Im emo af! *ugly cries*

Okay thats it! I give up! Ugh guys help me, please? Im so stressed. I don’t know what to do anymore? All these schoolworks are killing me. I just wanna cry.

At first, i thought that my course will just be a piece of cake. But of course, I was wrong. I was never right.

(Please, i am warning you. Do not continue reading. This post might be a lil bit emotional/dramatic. So stop!)

So, do you guys just feel so stressed that you just wanna disappear? Okay, same. I am feeling that right now, at this very moment. I don’t know what’s happening to me, seriously. I wasn’t like this before. This is not the Bright i know. The Bright i once knew was smart; she just won’t give up just like that. She would never give up! She was so smart. She can do anything. So where’s that Bright girl? I don’t know.

This all started when i went to college 9 months ago. I really thought that it would be easy; that it will just feel like I’m still in high school. But it wasn’t like that! It felt like i was in some kind of place wherein all the wild animals are attacking me. I know, it’s horrifying! Sometimes i just blame all these things that are happening to me right now to my disease. So dramatic, right? I actually had an operation before going to college. So basically, I stopped going to school for a year. So my brain wasn’t functioning (not literally) for one whole effin year. So when college started, i just cannot focus. I was miserable, until now. When i was in high school, i was this smart girl. I even got rank 3 when i graduated. But right now, in college, i am this noob girl who can’t do anything without seeking for help. I thought college will make you independent. I thought…

I really wanna look on the brighter side of college. But i just cant. I missed everything about high school. I regret nagging about all those stuff we did before; the stuff that I thought were so hard, so difficult. I am starting to appreciate all the things we did back then.

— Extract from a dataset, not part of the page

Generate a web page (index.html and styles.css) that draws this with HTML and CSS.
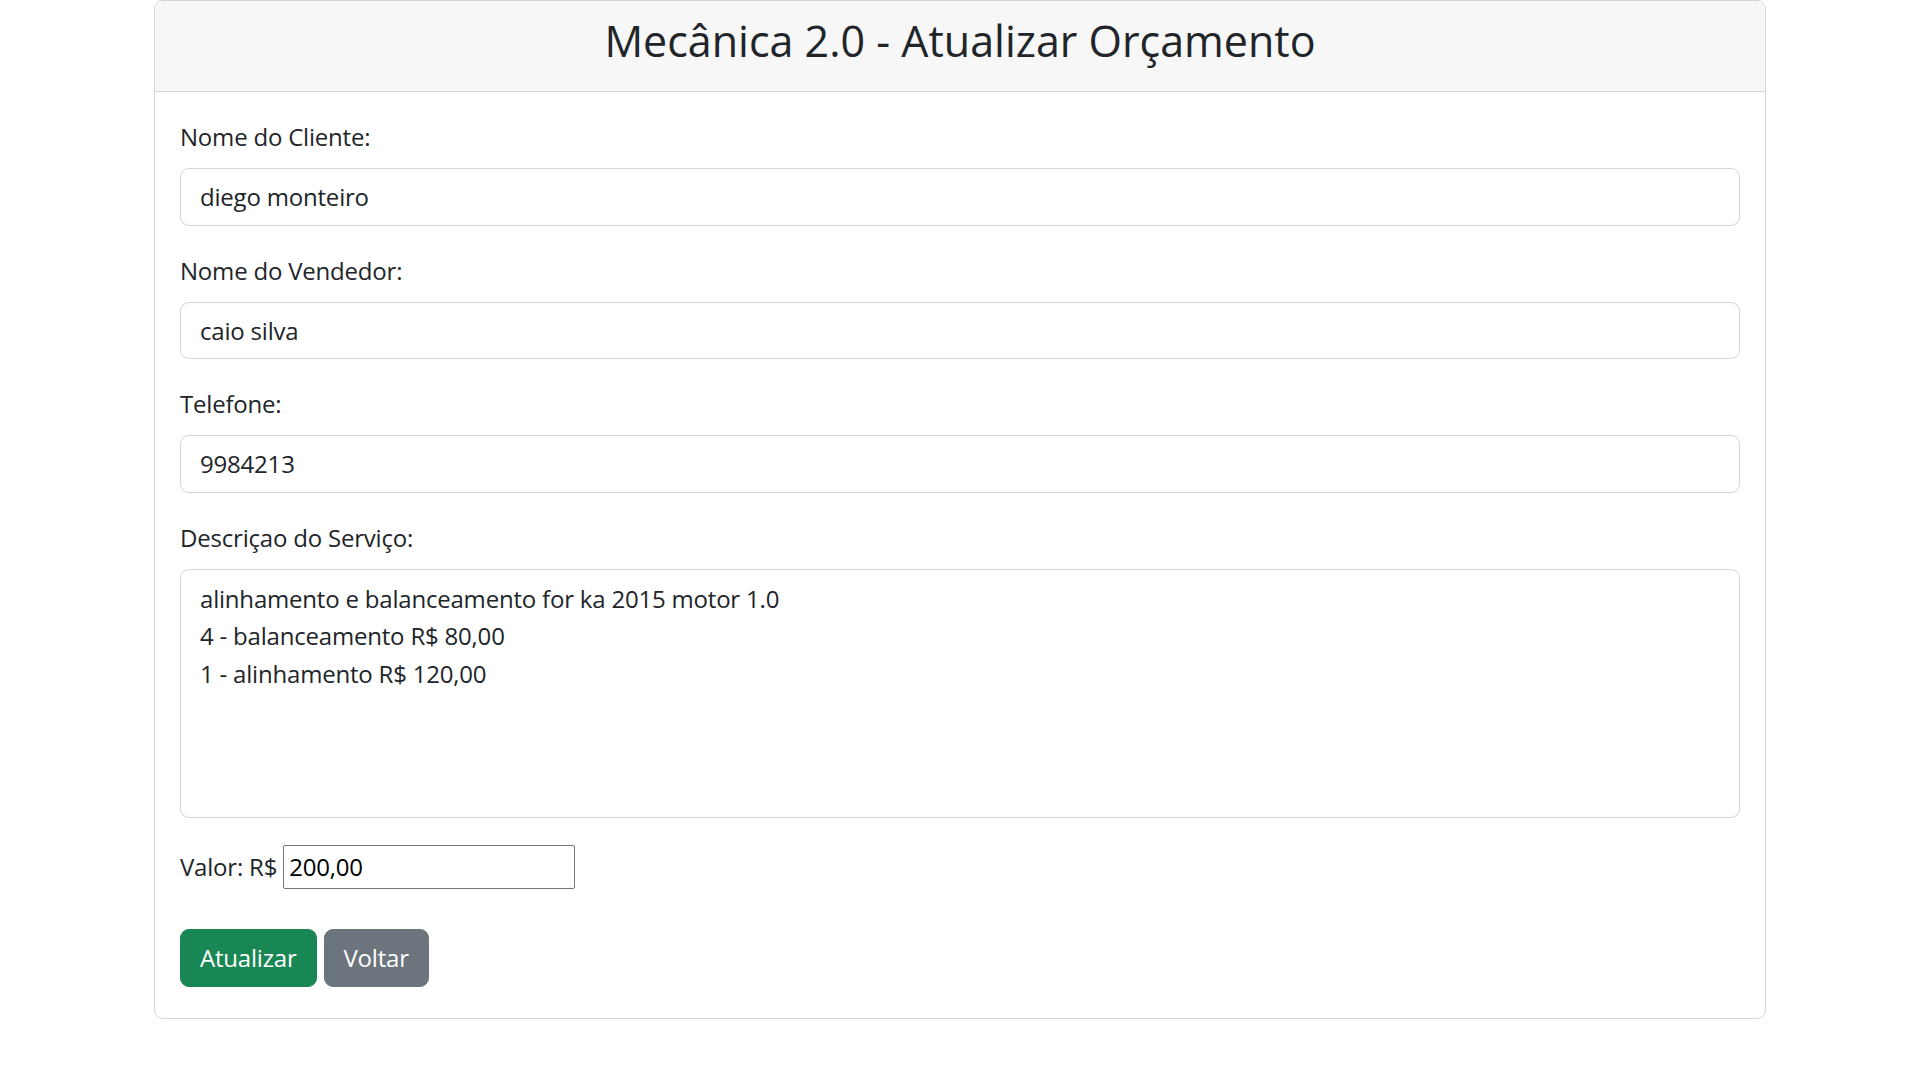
FILE: index.html
```html
<!DOCTYPE html>
<html lang="pt-BR">
<head>
<meta charset="utf-8">
<title>Mecânica 2.0 - Atualizar Orçamento</title>
<link rel="stylesheet" href="styles.css">
</head>
<body>
<div class="card">
  <div class="card-header">
    <h1 class="title">Mecânica 2.0 - Atualizar Orçamento</h1>
  </div>
  <form class="card-body">
    <div class="field">
      <label class="form-label" for="cliente">Nome do Cliente:</label>
      <input class="form-control" id="cliente" type="text" value="diego monteiro">
    </div>
    <div class="field">
      <label class="form-label" for="vendedor">Nome do Vendedor:</label>
      <input class="form-control" id="vendedor" type="text" value="caio silva">
    </div>
    <div class="field">
      <label class="form-label" for="telefone">Telefone:</label>
      <input class="form-control" id="telefone" type="text" value="9984213">
    </div>
    <div class="field">
      <label class="form-label" for="descricao">Descriçao do Serviço:</label>
      <textarea class="form-control textarea" id="descricao">alinhamento e balanceamento for ka 2015 motor 1.0
4 - balanceamento R$ 80,00
1 - alinhamento R$ 120,00</textarea>
    </div>
    <div class="valor-row">
      <label class="valor-label" for="valor">Valor: R$</label>
      <input class="valor-input" id="valor" type="text" value="200,00">
    </div>
    <div class="actions">
      <button type="button" class="btn btn-success">Atualizar</button>
      <button type="button" class="btn btn-secondary">Voltar</button>
    </div>
  </form>
</div>
</body>
</html>
```
FILE: styles.css
```css
html, body {
  margin: 0;
  padding: 0;
  background: #ffffff;
}

body {
  font-family: "Open Sans", "Noto Sans", sans-serif;
  color: #212529;
  font-size: 24px;
  line-height: 36px;
  letter-spacing: -0.2px;
}

.card {
  width: 1612px;
  margin: 0 auto;
  box-sizing: border-box;
  border: 1px solid #d4d4d4;
  border-radius: 9px;
  overflow: hidden;
  background: #ffffff;
}

.card-header {
  background: #f7f7f7;
  border-bottom: 1px solid #d4d4d4;
  padding: 14px 24px 24px;
}

.title {
  margin: 0;
  font-size: 43px;
  line-height: 52px;
  font-weight: 500;
  letter-spacing: 0;
  text-align: center;
  color: #212529;
}

.card-body {
  display: flex;
  flex-direction: column;
  padding: 27px 25px 31px;
}

.field {
  display: flex;
  flex-direction: column;
  margin-bottom: 27px;
}

.form-label {
  font-size: 24px;
  line-height: 36px;
  margin-bottom: 13px;
}

.form-control {
  box-sizing: border-box;
  width: 100%;
  height: 57.5px;
  padding: 9px 19px;
  font-family: "Open Sans", "Noto Sans", sans-serif;
  font-size: 24px;
  line-height: 36px;
  letter-spacing: -0.2px;
  color: #212529;
  background: #ffffff;
  border: 1px solid #d3d6da;
  border-radius: 9px;
  outline: none;
}

.textarea {
  height: 249px;
  padding: 10px 19px 9px;
  line-height: 37.5px;
  resize: none;
  display: block;
  overflow: hidden;
}

.valor-row {
  display: flex;
  align-items: center;
  gap: 6px;
  height: 44px;
}

.valor-label {
  font-size: 24px;
  line-height: 36px;
}

.valor-input {
  box-sizing: border-box;
  width: 292px;
  height: 44px;
  padding: 0 5px;
  font-family: "Open Sans", "Noto Sans", sans-serif;
  font-size: 24px;
  letter-spacing: -0.2px;
  color: #000000;
  border: 1px solid #767676;
  border-radius: 2px;
  outline: none;
}

.actions {
  display: flex;
  gap: 7px;
  margin-top: 40px;
}

.btn {
  font-family: "Open Sans", "Noto Sans", sans-serif;
  font-size: 24px;
  line-height: 36px;
  letter-spacing: -0.2px;
  padding: 10px 19px;
  border: 1px solid transparent;
  border-radius: 9px;
  color: #ffffff;
  cursor: pointer;
}

.btn-success {
  background: #198754;
  border-color: #198754;
}

.btn-secondary {
  background: #6c757d;
  border-color: #6c757d;
}
```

i told you, this post is so dramatic.

Okay thank you so much for reading! Please please please i need help? I need some advices? 😦

I love you all so much!!! xxx

Bright, the shiftybooklover, signing off! xxx

3 thoughts on “Im emo af! *ugly cries*

  1. Trust yourself, Bright. And I believe that you can turn those negative vibes into a great motivation to move forward. College is really hard, way harder than high school, especially when you’re still in the adjustment phase. The new environment, new group of friends, new professors, new set of curriculum, and those aren’t a piece of cake. But you’ll come around once you get to understand the new things around you. At first, you might think that you can’t, but you can, and you won’t even notice that you already got it. Imagine it like learning to ride a bicycle. At first, it’s hard because it is something that you still don’t know how to do, but as you try again and again, it becomes easier to ride on, until you become used to it without knowing.

    You can do it, Bright. The process might not be pleasant, but focus on your goal. And believe me, the difficulties won’t even matter.

    Liked by 1 person

  2. Hi!! Thank you so much for leaving a message. I appreciate it! I am out of words to say. You’re so kind! *virtual hugs*

    Yours truly, Bright! xx

    P.S. I got all your comments, i just don’t know why they wont appear here as well. But yeah, thank you very much! God bless! xx

    Liked by 1 person

    1. Hahahahaha, my comments have many versions now. Kindly delete those please.

      Anyway, I know how you feel, believe me. That’s why I felt the need to respond, because when I was in your age, I had no one, and I don’t want anyone to experience that. I’m just here, I’m only one message away.

      Btw, I also emailed you. Haha, sorry.